Briars are a fact of life, and they aren't going to appear when everything is going okay. No flag of surrender is going to set itself in front of you when you are having a great day with a cocktail on the beach- they are going to show up when they know you are weak.
You have to be stronger, smarter, and more importantly, you have to be willing to get bloody, muddy, and uncomfortable - or you have to surrender.
We have now moved full time into lighting. As I mentioned in my last update, I was looking forward to this one, because it would mean we are starting to see progress on the final look. And we are. We are now several shots in. There's still the daily wrestling, the daily struggles and anxieties of wondering if we did it another way, would it look better, wondering if we are doing it right, and fighting technical breakdowns - which leads to emotional breakdowns - and getting over the hurdles. This is a two pronged stage in the process - lighting it, and then putting it together in the composite. Lighting is now the priority, but once that is done, we are in the home stretch. These are the last two stages of image completion, other than our final edit.
We haven't thrown in the towel, and we're not going to. I am not sure if that is a good thing or not. Smarter people than myself would not have taken this on, or would have given up and done something else long ago. You only live once, as far as I know. Making this film has not been anything like a normal life, but neither has much else of my life, and as long as I am in service to my art, to my audience, and in pursuit of the aesthetic catharsis that comes with it, then I do believe it is worth it. And if I am dragging this film across the finish line from a ditch, with a cable and an extension cord hooked to my computer because the apocolypse happened the night before, then so be it! The glow of my skin from the nuclear fallout will at least allow me to work on through the nights.
The Journey Continues
TG
I took a break and went for a walk. I wanted to just give up. Suddenly, it all seemed overwhelming and pointless. I started to think about how good it would feel to just abandon the work and do something incredibly freeing, to just leave it all behind. This has not happened often, but with animation finished and now full time on our lighting stage, a new leg in the journey had begun. Suddenly, it just seemed like this would never end.
As I rounded a familiar corner, I looked up to see a white plastic supermarket bag hanging from a tree above my head. I swear it was laughing at me. It looked like a white flag, the universal symbol of surrender, as it swayed calmly in the breeze. For a brief moment, I saw my future in it. I did not like what I saw, and something had to change.
I knew in that moment, that plastic bag must come down. There was no way I could return to my work with a white flag of surrender just outside my door. This bag was a symbol of a future I did not want, and I wasn't going to let it happen.
But it wasn't a simple matter of walking up to this flag of surrender and snatching it down. The bag was a good ten feet above me, out of reach, and guarded by an especially viscious and deep patch of briars. If I wanted to tear down this bag, it looked like I was goiing to need to get dirty, and possibly bloody.

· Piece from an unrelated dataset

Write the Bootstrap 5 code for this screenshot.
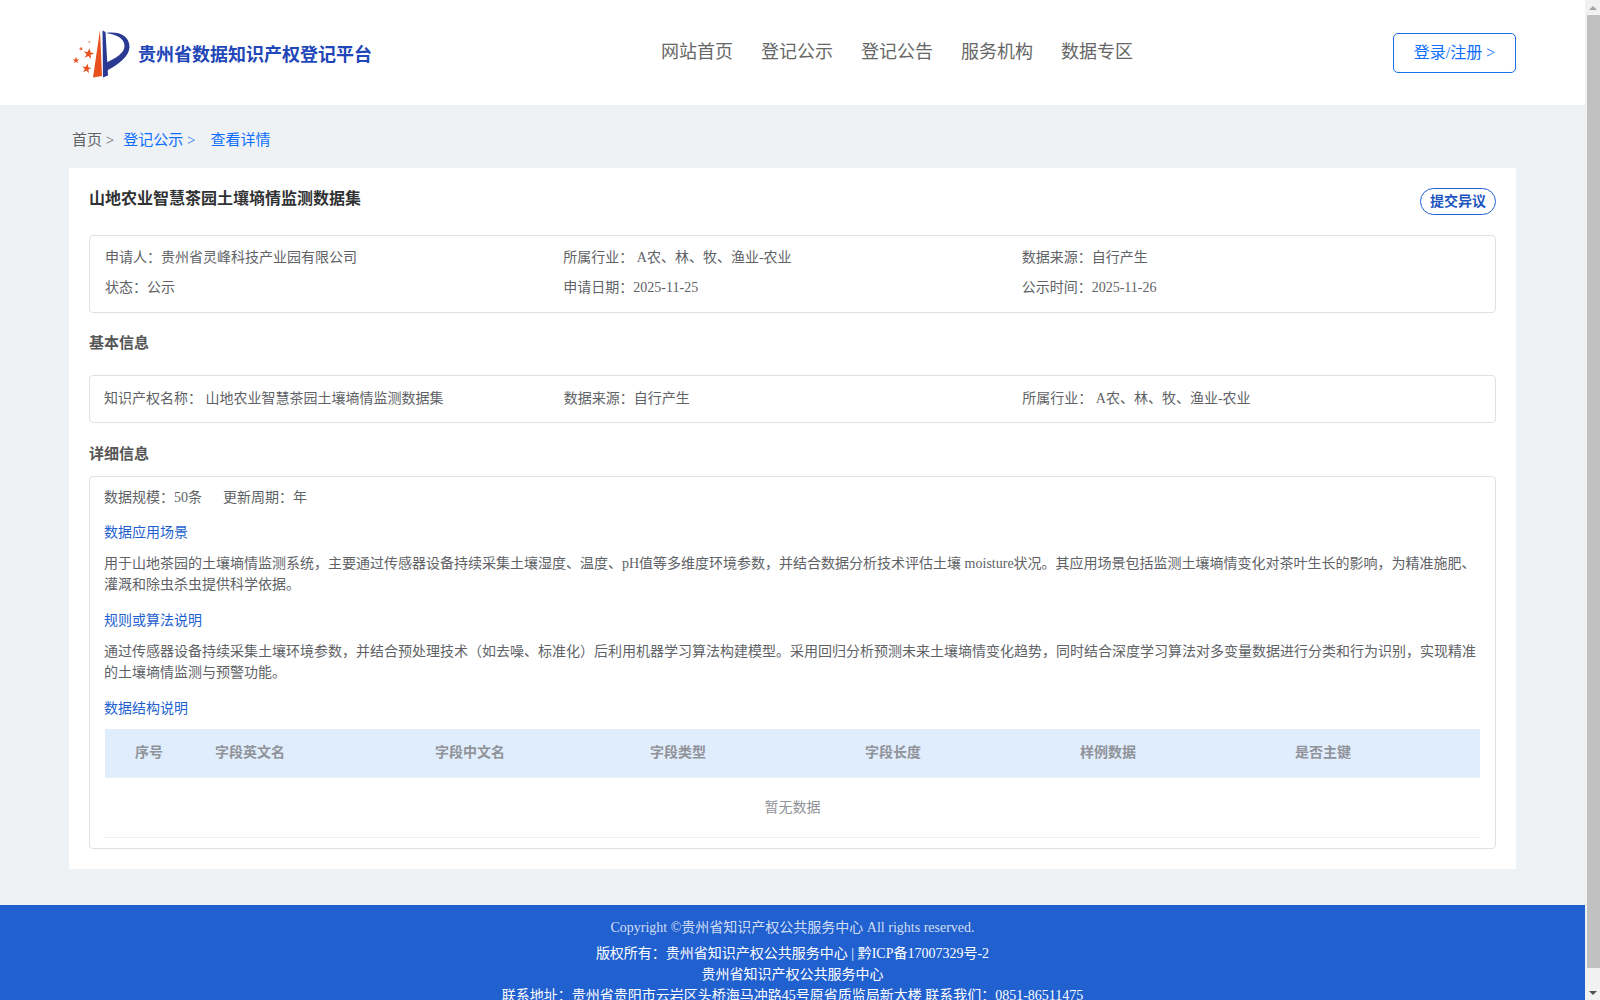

I made my way in, anyway. If it had been a moat of fire from the pits of hell, I probably would have gone, just to defy the universe. I had done enough damage even thinking about giving up, and here was the universe egging me on. And definitely, as I made my way in, I thought to myself, this is ludicrous, there is no need to do this. It was "I get it, I get it, you dont want to give up." But this was a symbolic journey. That bag had to come down.
I managed to get the plastic bag down, but not without getting scratched, not without a struggle, and not without needing to find the clever solution of using another limb to help tear it down. It was a bit of a chore and to any passerbys on the road, I must have looked totally insane wading into a thicket of briars to tear down a plastic bag, falling all over the place and yelling at it until I succeeded.
But that predicament was fitting. It felt like the perfect metaphor for this journey. There's been too many times I didnt have the solutions I needed to get us to the next stage, and there was always a thicket of obstacles I needed to get over. Those briars have been there at every turn, and there has always been that second voice: "yea yea, I get it, you dont want to give up. But just leave it there and go do something easy."
Briars are a fact of life, and they aren't going to appear when everything is going okay. No flag of surrender is going to set itself in front of you when you are having a great day with a cocktail on the beach- they are going to show up when they know you are weak.
You have to be stronger, smarter, and more importantly, you have to be willing to get bloody, muddy, and uncomfortable - or you have to surrender.
We have now moved full time into lighting. As I mentioned in my last update, I was looking forward to this one, because it would mean we are starting to see progress on the final look. And we are. We are now several shots in. There's still the daily wrestling, the daily struggles and anxieties of wondering if we did it another way, would it look better, wondering if we are doing it right, and fighting technical breakdowns - which leads to emotional breakdowns - and getting over the hurdles. This is a two pronged stage in the process - lighting it, and then putting it together in the composite. Lighting is now the priority, but once that is done, we are in the home stretch. These are the last two stages of image completion, other than our final edit.
We haven't thrown in the towel, and we're not going to. I am not sure if that is a good thing or not. Smarter people than myself would not have taken this on, or would have given up and done something else long ago. You only live once, as far as I know. Making this film has not been anything like a normal life, but neither has much else of my life, and as long as I am in service to my art, to my audience, and in pursuit of the aesthetic catharsis that comes with it, then I do believe it is worth it. And if I am dragging this film across the finish line from a ditch, with a cable and an extension cord hooked to my computer because the apocolypse happened the night before, then so be it! The glow of my skin from the nuclear fallout will at least allow me to work on through the nights.